Starting with Ansible Tower 2.2.0, live events status indicators only appear if Tower detects a problem. In earlier releases, a green status dot was shown to indicate a healthy system.

3.6. Playbooks missing access to necessary data due to PRoot issues

When running a playbook that reads and writes information in certain prohibited directories, users may encounter issues with PRoot. PRoot runs the ansible-playbook command within a chroot jail. In cases like these, the running playbook cannot see other playbooks or sensitive data on disk and should the playbook expect to have access to that information, problems will occur. To fine tune your usage of PRoot, there are certain variables that can be set:

# Enable proot support for running jobs (playbook runs only).
AWX_PROOT_ENABLED = False

# Command/path to proot.
AWX_PROOT_CMD = 'proot'

# Additional paths to hide from jobs using proot.
AWX_PROOT_HIDE_PATHS = []

# Additional paths to show for jobs using proot.
AWX_PROOT_SHOW_PATHS = []

3.7. Slower than expected performance

Slow performance issues have been reported against Ansible Tower 2.2.0. You may experience slower than expected system performance if:

  • You have a large number of job templates, users, credentials, permissions, projects, and/or inventories.
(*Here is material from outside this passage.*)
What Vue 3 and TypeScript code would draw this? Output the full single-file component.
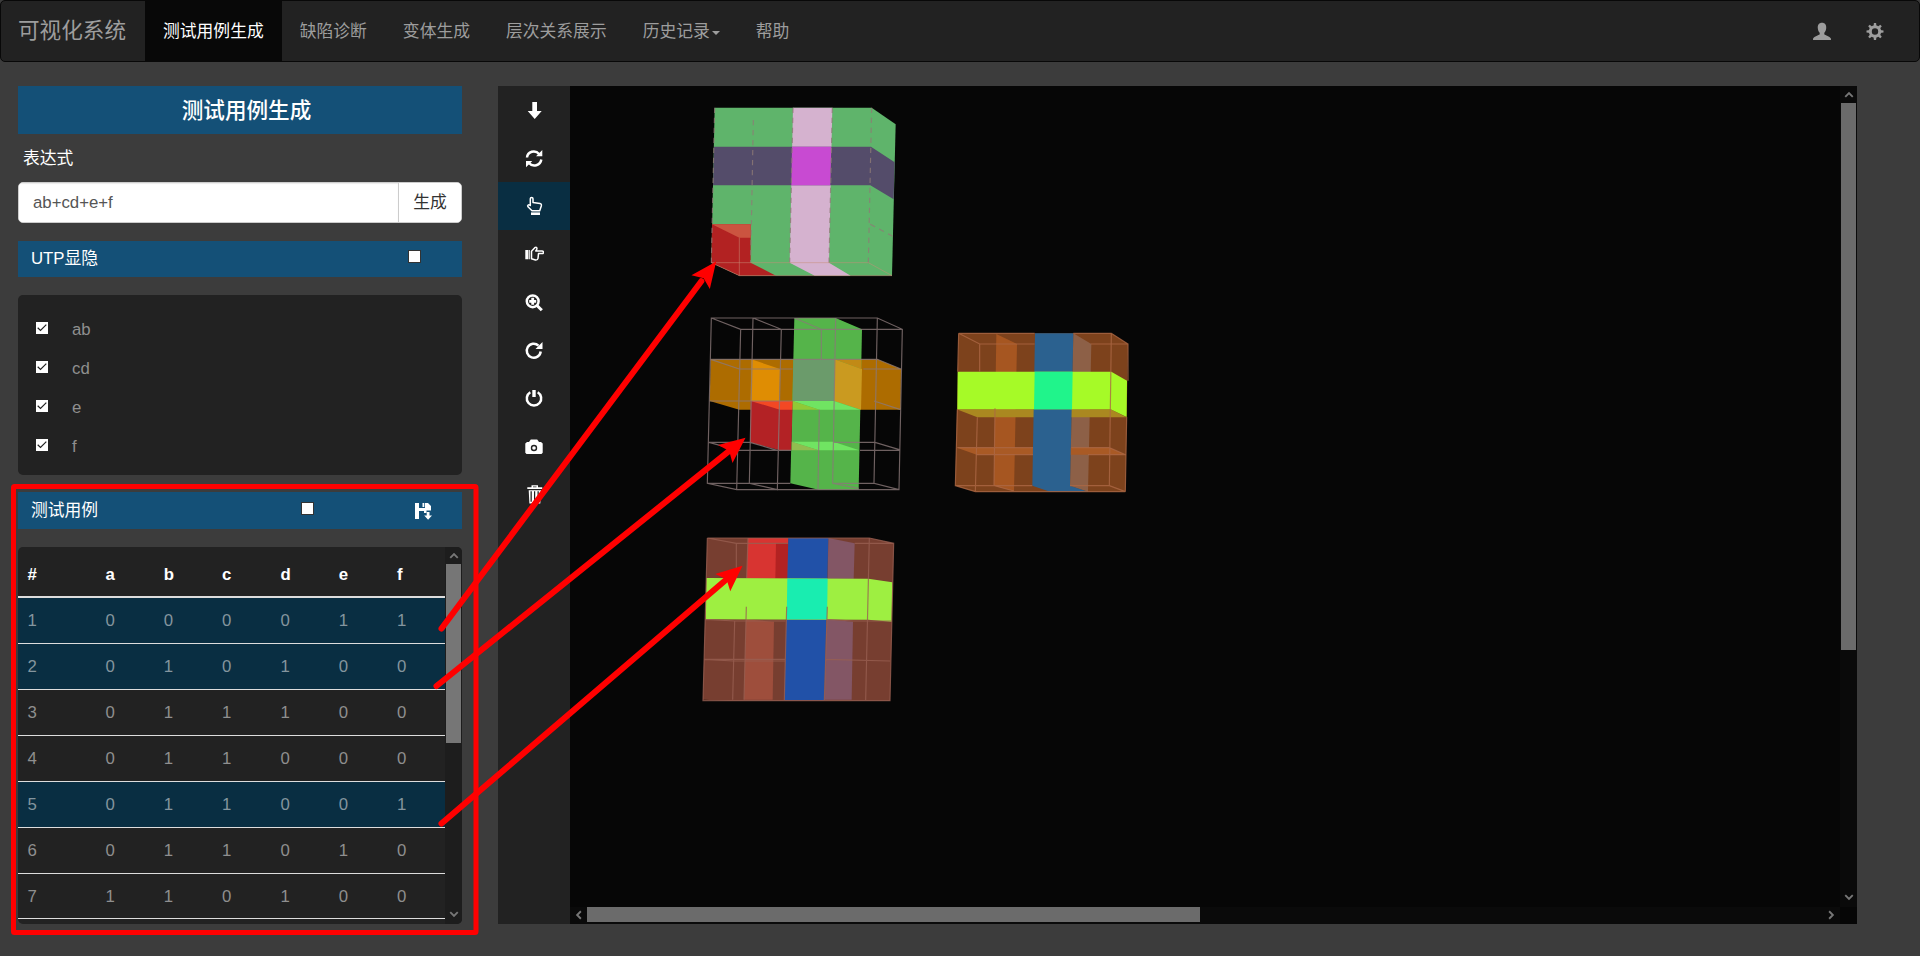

If you find that loading the job template page for normal users is unacceptably slow, run the “Cleanup Deleted Data” management job with days = 0. Refer to Management Jobs in the Ansible Tower Administration Guide for more information.
  • You have a job that produces a lot of playbook output (several megabytes or more). Performance can often be improved by switching to “Normal” verbosity, assuming that your Job Template is set to a higher verbosity level.